I am facing an issue when trying to start a container in a remote environment using NVIDIA AI Workbench after building it. Used:
PyTorch
A Pytorch 2.1 Base with CUDA 12.2v1.0.2 | Ubuntu 22.04 | Python3
Upon launching the environment, I receive the following error message:
No GPUs Available
Not enough GPU resources are available. You can continue without GPUs. Additionally, you can cancel to manually stop projects to free up GPU resources.
This error occurs despite having GPUs available on the server. The output from the nvidia-smi command confirms that both GPUs (NVIDIA GeForce RTX 3060 and GeForce RTX 3060 Ti) are detected and show minimal memory usage:
Interestingly, when I run the container directly from the terminal, it successfully recognizes the GPUs. This indicates that there may be an issue with how the GPU resources are allocated or recognized specifically within NVIDIA AI Workbench.
I would appreciate any assistance in troubleshooting this issue to ensure the GPUs are available for the container in the AI Workbench environment.
Please tick the appropriate box to help us categorize your post
[0] Bug or Error
Feature Request
Documentation Issue
Other logs.txt (7.9 KB)
Hi,
I am having the exact same problem. I have the GPU on a remote ubuntu environment and am accessing it from a workbench environment on my laptop with ubuntu.
I have installed the nvidia container toolkit so doesn’t seem like a docker issue. Some environment info below.
+-----------------------------------------------------------------------------------------+
| NVIDIA-SMI 550.107.02 Driver Version: 550.107.02 CUDA Version: 12.4 |
|-----------------------------------------+------------------------+----------------------+
| GPU Name Persistence-M | Bus-Id Disp.A | Volatile Uncorr. ECC |
| Fan Temp Perf Pwr:Usage/Cap | Memory-Usage | GPU-Util Compute M. |
| | | MIG M. |
|=========================================+========================+======================|
| 0 NVIDIA GeForce RTX 3080 Off | 00000000:17:00.0 Off | N/A |
| 0% 28C P8 5W / 370W | 10MiB / 10240MiB | 0% Default |
| | | N/A |
+-----------------------------------------+------------------------+----------------------+
+-----------------------------------------------------------------------------------------+
| Processes: |
| GPU GI CI PID Type Process name GPU Memory |
| ID ID Usage |
|=========================================================================================|
| 0 N/A N/A 2988 G /usr/lib/xorg/Xorg 4MiB |
+-----------------------------------------------------------------------------------------+
I am facing the same issue but with a different configuration. I have installed Nvidia AI Workbench on my local Macbook Pro M3. I am trying to run the example RAG repo and I am using docker. I am getting the error as attached in the screenshot.
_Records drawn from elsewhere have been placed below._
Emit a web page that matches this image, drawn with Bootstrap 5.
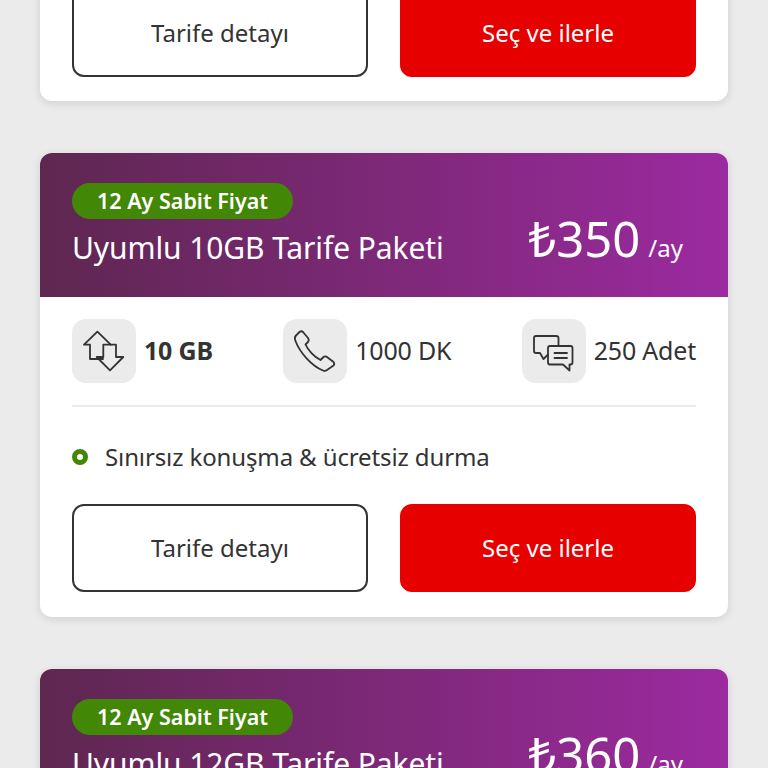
<!DOCTYPE html>
<html lang="tr">
<head>
    <meta charset="UTF-8">
    <meta name="viewport" content="width=device-width, initial-scale=1.0">
    <title>Tarifeler</title>
    <link href="https://cdn.jsdelivr.net/npm/bootstrap@5.3.3/dist/css/bootstrap.min.css" rel="stylesheet">
    <style>
        html, body {
            height: 100vh;
            overflow: hidden;
        }
        body {
            background-color: #ebebeb;
            color: #333;
            font-family: "Noto Sans", "Liberation Sans", sans-serif;
        }
        .plan-list {
            padding: 0 40px;
            display: flex;
            flex-direction: column;
            gap: 52px;
        }
        .plan-card {
            background-color: #fff;
            border-radius: 12px;
            box-shadow: 0 2px 8px rgba(0, 0, 0, .12);
            overflow: hidden;
            flex-shrink: 0;
        }
        /* page is scrolled, only the end of the first card shows */
        .plan-cut {
            margin-top: -35px;
            padding-top: 24px;
        }
        .plan-cut .plan-actions {
            padding-bottom: 24px;
        }
        .plan-head {
            height: 144px;
            padding: 30px 32px 0;
            background: linear-gradient(90deg, #5e2750, #9c2aa0);
            color: #fff;
        }
        .plan-pill {
            display: inline-block;
            width: 221px;
            height: 36px;
            line-height: 36px;
            border-radius: 18px;
            background-color: #428706;
            font-size: 21.5px;
            font-weight: 600;
            text-align: center;
        }
        .plan-title {
            font-size: 30px;
            line-height: 42px;
            margin-top: 8px;
            letter-spacing: -.1px;
        }
        .plan-price {
            font-size: 49px;
            line-height: 60px;
            margin-top: -11px;
            margin-right: 13px;
        }
        .plan-per {
            font-size: 24px;
            margin-left: 8px;
        }
        .plan-stats {
            padding: 22px 32px 0;
        }
        .stat-chip {
            width: 64px;
            height: 64px;
            border-radius: 14px;
            background-color: #ebebeb;
            flex-shrink: 0;
        }
        .stat-chip svg {
            display: block;
            fill: none;
            stroke: #333;
            stroke-width: 1.8;
            stroke-linejoin: round;
            stroke-linecap: round;
        }
        .stat-text {
            font-size: 25px;
            margin-left: 8px;
            white-space: nowrap;
            letter-spacing: -.2px;
        }
        .plan-rule {
            height: 2px;
            margin: 22px 32px 0;
            background-color: #ebebeb;
        }
        .plan-note {
            padding: 2px 32px 0;
            height: 97px;
            font-size: 24px;
            letter-spacing: -.12px;
        }
        .note-dot {
            width: 16px;
            height: 16px;
            border: 5px solid #428706;
            border-radius: 50%;
            margin-right: 17px;
        }
        .plan-actions {
            padding: 0 32px 25px;
            gap: 32px;
        }
        .plan-btn {
            flex: 1 1 0;
            height: 88px;
            border-radius: 12px;
            font-size: 24px;
            display: flex;
            align-items: center;
            justify-content: center;
        }
        .plan-btn-line, .plan-btn-line:hover {
            border: 2px solid #333;
            color: #333;
            background-color: #fff;
        }
        .plan-btn-red, .plan-btn-red:hover {
            border: 2px solid #e60000;
            color: #fff;
            background-color: #e60000;
        }
    </style>
</head>
<body>

<div class="plan-list">

    <div class="plan-card plan-cut">
        <div class="plan-actions d-flex">
            <button type="button" class="btn plan-btn plan-btn-line">Tarife detayı</button>
            <button type="button" class="btn plan-btn plan-btn-red">Seç ve ilerle</button>
        </div>
    </div>

    <div class="plan-card">
        <div class="plan-head">
            <span class="plan-pill">12 Ay Sabit Fiyat</span>
            <div class="d-flex justify-content-between align-items-start">
                <div class="plan-title">Uyumlu 10GB Tarife Paketi</div>
                <div class="plan-price">₺350<span class="plan-per">/ay</span></div>
            </div>
        </div>
        <div class="plan-stats d-flex justify-content-between">
            <div class="d-flex align-items-center">
                <div class="stat-chip">
                    <svg width="64" height="64" viewBox="0 0 64 64">
                        <path d="M31 40H18V25.700H12L25.400 12.700 38.700 25.700"/>
                        <path d="M38 51.300 24.700 38H31.300V25.700H44V38H51.300Z"/>
                    </svg>
                </div>
                <span class="stat-text fw-bold">10 GB</span>
            </div>
            <div class="d-flex align-items-center">
                <div class="stat-chip">
                    <svg width="64" height="64" viewBox="0 0 64 64">
                        <path d="M16.500 13 13 16.500Q11 18.500 12.500 22C17 34 29 47 40 51.500Q42 52.500 44 51L50.500 46.500Q52 45 50.500 43L44 38Q42 36.500 40 38.500L37.500 41C31 38 25 31 22.500 25.500L25 23Q26.500 21 25 19L20 13Q18.500 11.500 16.500 13Z"/>
                    </svg>
                </div>
                <span class="stat-text">1000 DK</span>
            </div>
            <div class="d-flex align-items-center">
                <div class="stat-chip">
                    <svg width="64" height="64" viewBox="0 0 64 64">
                        <path d="M25.500 36 21.500 40 18 34H14Q12 34 12 32V19Q12 17 14 17H34Q36.500 17 36.500 19V26.500"/>
                        <path d="M28 27H48.500Q50.500 27 50.500 29V43.500Q50.500 45.500 48.500 45.500H47.500V51.500L41 45.500H28Q26 45.500 26 43.500V29Q26 27 28 27Z"/>
                        <path d="M32.500 34H45M32.500 39H45"/>
                    </svg>
                </div>
                <span class="stat-text">250 Adet</span>
            </div>
        </div>
        <div class="plan-rule"></div>
        <div class="plan-note d-flex align-items-center">
            <span class="note-dot"></span>
            <span>Sınırsız konuşma &amp; ücretsiz durma</span>
        </div>
        <div class="plan-actions d-flex">
            <button type="button" class="btn plan-btn plan-btn-line">Tarife detayı</button>
            <button type="button" class="btn plan-btn plan-btn-red">Seç ve ilerle</button>
        </div>
    </div>

    <div class="plan-card">
        <div class="plan-head">
            <span class="plan-pill">12 Ay Sabit Fiyat</span>
            <div class="d-flex justify-content-between align-items-start">
                <div class="plan-title">Uyumlu 12GB Tarife Paketi</div>
                <div class="plan-price">₺360<span class="plan-per">/ay</span></div>
            </div>
        </div>
    </div>

</div>

<script src="https://cdn.jsdelivr.net/npm/bootstrap@5.3.3/dist/js/bootstrap.bundle.min.js"></script>
</body>
</html>
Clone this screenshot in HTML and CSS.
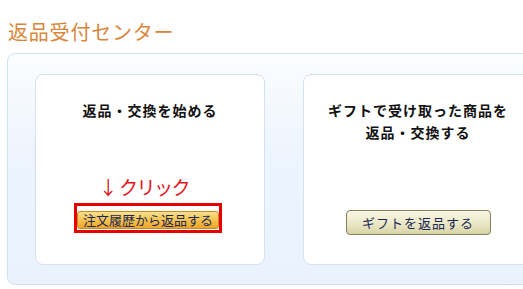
FILE: index.html
```html
<!DOCTYPE html>
<html lang="ja">
<head>
  <meta charset="UTF-8" />
  <title>返品受付センター</title>
  <link rel="stylesheet" href="styles.css">
</head>
<body>
  <h1 class="title">返品受付センター</h1>
  <div class="panel">
    <div class="card">
      <h2>返品・交換を始める</h2>
      <div class="action">
        <p class="hint">↓ クリック</p>
        <div class="mark">
          <button class="btn-order">注文履歴から返品する</button>
        </div>
      </div>
    </div>
    <div class="card">
      <h2>ギフトで受け取った商品を<br>返品・交換する</h2>
      <div class="action">
        <button class="btn-gift">ギフトを返品する</button>
      </div>
    </div>
  </div>
</body>
</html>
```

FILE: styles.css
```css
body {
  margin: 0;
  background: #ffffff;
  font-family: "Noto Sans CJK JP", "Noto Sans", sans-serif;
  overflow: hidden;
}
.title {
  margin: 18px 0 0 8px;
  font-size: 20px;
  font-weight: normal;
  line-height: 28px;
  color: #d9853a;
  letter-spacing: 0.8px;
}
.panel {
  margin: 7px 0 0 7px;
  width: 560px;
  height: 232px;
  box-sizing: border-box;
  padding: 20px 0 0 27px;
  display: flex;
  gap: 38px;
  border: 1px solid #d3e0ee;
  border-radius: 8px;
  background: linear-gradient(to bottom, #fbfdff 0%, #edf4fd 45%, #eaf2fc 100%);
}
.card {
  width: 230px;
  height: 191px;
  box-sizing: border-box;
  flex-shrink: 0;
  display: flex;
  flex-direction: column;
  align-items: center;
  background: #ffffff;
  border: 1px solid #d5e1ed;
  border-radius: 8px;
  padding: 24px 0 29px;
}
.card h2 {
  margin: 0;
  font-size: 14px;
  font-weight: bold;
  line-height: 22px;
  letter-spacing: 1px;
  text-align: center;
  color: #111111;
}
.action {
  margin-top: auto;
  display: flex;
  flex-direction: column;
  align-items: center;
}
.hint {
  margin: 0 0 2px -12px;
  font-size: 19px;
  line-height: 28px;
  color: #e0141c;
  letter-spacing: -1.5px;
}
.mark {
  border: 3px solid #e80000;
  margin: 0 4px 2px 0;
}
button {
  font-family: inherit;
  font-size: 13px;
  color: #1c2955;
  cursor: pointer;
  padding: 0;
}
.btn-order {
  height: 18px;
  line-height: 16px;
  padding: 0 5px;
  border: 1px solid #c98a1c;
  border-radius: 3px;
  background: linear-gradient(to bottom, #fbe08e 0%, #f6c24e 50%, #eda42c 100%);
}
.btn-gift {
  width: 145px;
  height: 25px;
  line-height: 22px;
  border: 1px solid #85825a;
  border-radius: 4px;
  background: linear-gradient(to bottom, #f8f6e2 0%, #ebe8c8 55%, #d8d3a6 100%);
  letter-spacing: 1px;
}
```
Hi, it looks like you are working locally on an ARM-based Mac machine.
If you are working locally on the mac, then please note that you do need a dedicated GPU to run this project. Your currently system does not have a dedicated GPU.
Do you have a remote Ubuntu box you have access to with a GPU? If so you can connect to it from your Mac and use that location for compute for this project. You can read more about how to do so here.
(Also please note that ARM-based macs are generally unsupported by HF TGI (base container image for this project). But it seems like the project built fine for you, so maybe it is ok)
I used desktop docker’s mac socket and configured my workbench to point to this file which allowed me to build the project. I am using NGC to remotely access a GPU but I am not sure if my NGC is configured correctly.